◆ **What the exercise asks**:
Extract the whole listing as it stands. Do not include the pictures.

◆ **Data section**:
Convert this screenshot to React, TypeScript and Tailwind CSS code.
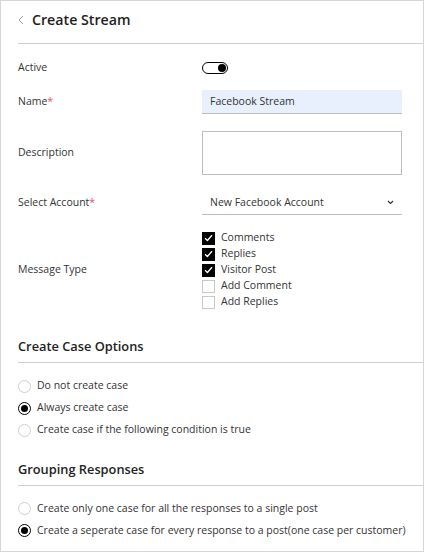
import { useState } from "react"

const font = { fontFamily: '"Open Sans", "Noto Sans", sans-serif' }

function Toggle({ on }: { on: boolean }) {
  return (
    <div className="flex h-[12px] w-[26px] items-center justify-end rounded-full border-[1.5px] border-black px-[1px]">
      {on && <div className="h-[8px] w-[8px] rounded-full bg-black" />}
    </div>
  )
}

function Checkbox({ checked, label }: { checked: boolean; label: string }) {
  return (
    <div className="flex h-[16px] items-center gap-[6px]">
      {checked ? (
        <div className="flex h-[13px] w-[13px] items-center justify-center bg-black">
          <svg width="9" height="8" viewBox="0 0 9 8" fill="none">
            <path d="M1 4.2 L3.4 6.5 L8 1.3" stroke="white" strokeWidth="1.3" />
          </svg>
        </div>
      ) : (
        <div className="h-[13px] w-[13px] border border-[#c8c8c8] bg-white" />
      )}
      <span>{label}</span>
    </div>
  )
}

function Radio({ checked, label }: { checked: boolean; label: string }) {
  return (
    <div className="flex h-[22px] items-center gap-[6px] whitespace-nowrap">
      {checked ? (
        <div className="flex h-[13px] w-[13px] items-center justify-center rounded-full border-[1.5px] border-black">
          <div className="h-[7px] w-[7px] rounded-full bg-black" />
        </div>
      ) : (
        <div className="h-[13px] w-[13px] rounded-full border border-[#cfcfcf]" />
      )}
      <span>{label}</span>
    </div>
  )
}

export default function App() {
  const [name] = useState("Facebook Stream")

  return (
    <div style={font} className="h-[552px] w-[424px] overflow-hidden border border-[#d6d6d6] bg-white text-[10.5px] text-[#333]">
      {/* Header */}
      <div className="flex h-[42px] items-center gap-[8px] px-[17px] pb-[4px]">
        <svg width="6" height="10" viewBox="0 0 6 10" fill="none">
          <path d="M5 1 L1 5 L5 9" stroke="#9a9a9a" strokeWidth="1" />
        </svg>
        <span className="text-[14.2px] font-semibold text-[#1e1e1e]">Create Stream</span>
      </div>
      <div className="ml-[17px] border-b border-[#cfcfcf]" />

      {/* Form */}
      <div className="pl-[17px] pr-[21px]">
        <div className="mt-[12px] flex h-[24px] items-center">
          <span className="w-[184px]">Active</span>
          <Toggle on />
        </div>

        <div className="mt-[10px] flex h-[24px] items-center">
          <span className="w-[184px]">
            Name<span className="text-[#e5506b]">*</span>
          </span>
          <div className="flex h-[24px] flex-1 items-center border-b border-[#bdbdbd] bg-[#e8f0fe] px-[8px]">
            {name}
          </div>
        </div>

        <div className="mt-[17px] flex h-[44px] items-center">
          <span className="w-[184px]">Description</span>
          <div className="h-[44px] flex-1 border border-[#bdbdbd]" />
        </div>

        <div className="mt-[16px] flex h-[24px] items-center">
          <span className="w-[184px]">
            Select Account<span className="text-[#e5506b]">*</span>
          </span>
          <div className="flex h-[24px] flex-1 items-center justify-between border-b border-[#bdbdbd] pl-[8px] pr-[8px]">
            <span>New Facebook Account</span>
            <svg width="7" height="5" viewBox="0 0 7 5" fill="none">
              <path d="M1 1 L3.5 3.5 L6 1" stroke="#333" strokeWidth="1.2" />
            </svg>
          </div>
        </div>

        <div className="mt-[15px] flex items-center">
          <span className="w-[184px]">Message Type</span>
          <div className="flex flex-col">
            <Checkbox checked label="Comments" />
            <Checkbox checked label="Replies" />
            <Checkbox checked label="Visitor Post" />
            <Checkbox checked={false} label="Add Comment" />
            <Checkbox checked={false} label="Add Replies" />
          </div>
        </div>
      </div>

      {/* Create Case Options */}
      <div className="mt-[27px] pl-[17px] text-[12.8px] font-semibold text-[#222]">Create Case Options</div>
      <div className="ml-[17px] mt-[6px] border-b border-[#cfcfcf]" />
      <div className="mt-[12px] flex flex-col pl-[17px]">
        <Radio checked={false} label="Do not create case" />
        <Radio checked label="Always create case" />
        <Radio checked={false} label="Create case if the following condition is true" />
      </div>

      {/* Grouping Responses */}
      <div className="mt-[19px] pl-[17px] text-[12.8px] font-semibold text-[#222]">Grouping Responses</div>
      <div className="ml-[17px] mt-[6px] border-b border-[#cfcfcf]" />
      <div className="mt-[11px] flex flex-col pl-[17px]">
        <Radio checked={false} label="Create only one case for all the responses to a single post" />
        <Radio checked label="Create a seperate case for every response to a post(one case per customer)" />
      </div>
    </div>
  )
}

◆ **Written reply**:
Convert this screenshot to React, TypeScript and Tailwind CSS code.
import { useState } from "react"

const font = { fontFamily: '"Open Sans", "Noto Sans", sans-serif' }

function Toggle({ on }: { on: boolean }) {
  return (
    <div className="flex h-[12px] w-[26px] items-center justify-end rounded-full border-[1.5px] border-black px-[1px]">
      {on && <div className="h-[8px] w-[8px] rounded-full bg-black" />}
    </div>
  )
}

function Checkbox({ checked, label }: { checked: boolean; label: string }) {
  return (
    <div className="flex h-[16px] items-center gap-[6px]">
      {checked ? (
        <div className="flex h-[13px] w-[13px] items-center justify-center bg-black">
          <svg width="9" height="8" viewBox="0 0 9 8" fill="none">
            <path d="M1 4.2 L3.4 6.5 L8 1.3" stroke="white" strokeWidth="1.3" />
          </svg>
        </div>
      ) : (
        <div className="h-[13px] w-[13px] border border-[#c8c8c8] bg-white" />
      )}
      <span>{label}</span>
    </div>
  )
}

function Radio({ checked, label }: { checked: boolean; label: string }) {
  return (
    <div className="flex h-[22px] items-center gap-[6px] whitespace-nowrap">
      {checked ? (
        <div className="flex h-[13px] w-[13px] items-center justify-center rounded-full border-[1.5px] border-black">
          <div className="h-[7px] w-[7px] rounded-full bg-black" />
        </div>
      ) : (
        <div className="h-[13px] w-[13px] rounded-full border border-[#cfcfcf]" />
      )}
      <span>{label}</span>
    </div>
  )
}

export default function App() {
  const [name] = useState("Facebook Stream")

  return (
    <div style={font} className="h-[552px] w-[424px] overflow-hidden border border-[#d6d6d6] bg-white text-[10.5px] text-[#333]">
      {/* Header */}
      <div className="flex h-[42px] items-center gap-[8px] px-[17px] pb-[4px]">
        <svg width="6" height="10" viewBox="0 0 6 10" fill="none">
          <path d="M5 1 L1 5 L5 9" stroke="#9a9a9a" strokeWidth="1" />
        </svg>
        <span className="text-[14.2px] font-semibold text-[#1e1e1e]">Create Stream</span>
      </div>
      <div className="ml-[17px] border-b border-[#cfcfcf]" />

      {/* Form */}
      <div className="pl-[17px] pr-[21px]">
        <div className="mt-[12px] flex h-[24px] items-center">
          <span className="w-[184px]">Active</span>
          <Toggle on />
        </div>

        <div className="mt-[10px] flex h-[24px] items-center">
          <span className="w-[184px]">
            Name<span className="text-[#e5506b]">*</span>
          </span>
          <div className="flex h-[24px] flex-1 items-center border-b border-[#bdbdbd] bg-[#e8f0fe] px-[8px]">
            {name}
          </div>
        </div>

        <div className="mt-[17px] flex h-[44px] items-center">
          <span className="w-[184px]">Description</span>
          <div className="h-[44px] flex-1 border border-[#bdbdbd]" />
        </div>

        <div className="mt-[16px] flex h-[24px] items-center">
          <span className="w-[184px]">
            Select Account<span className="text-[#e5506b]">*</span>
          </span>
          <div className="flex h-[24px] flex-1 items-center justify-between border-b border-[#bdbdbd] pl-[8px] pr-[8px]">
            <span>New Facebook Account</span>
            <svg width="7" height="5" viewBox="0 0 7 5" fill="none">
              <path d="M1 1 L3.5 3.5 L6 1" stroke="#333" strokeWidth="1.2" />
            </svg>
          </div>
        </div>

        <div className="mt-[15px] flex items-center">
          <span className="w-[184px]">Message Type</span>
          <div className="flex flex-col">
            <Checkbox checked label="Comments" />
            <Checkbox checked label="Replies" />
            <Checkbox checked label="Visitor Post" />
            <Checkbox checked={false} label="Add Comment" />
            <Checkbox checked={false} label="Add Replies" />
          </div>
        </div>
      </div>

      {/* Create Case Options */}
      <div className="mt-[27px] pl-[17px] text-[12.8px] font-semibold text-[#222]">Create Case Options</div>
      <div className="ml-[17px] mt-[6px] border-b border-[#cfcfcf]" />
      <div className="mt-[12px] flex flex-col pl-[17px]">
        <Radio checked={false} label="Do not create case" />
        <Radio checked label="Always create case" />
        <Radio checked={false} label="Create case if the following condition is true" />
      </div>

      {/* Grouping Responses */}
      <div className="mt-[19px] pl-[17px] text-[12.8px] font-semibold text-[#222]">Grouping Responses</div>
      <div className="ml-[17px] mt-[6px] border-b border-[#cfcfcf]" />
      <div className="mt-[11px] flex flex-col pl-[17px]">
        <Radio checked={false} label="Create only one case for all the responses to a single post" />
        <Radio checked label="Create a seperate case for every response to a post(one case per customer)" />
      </div>
    </div>
  )
}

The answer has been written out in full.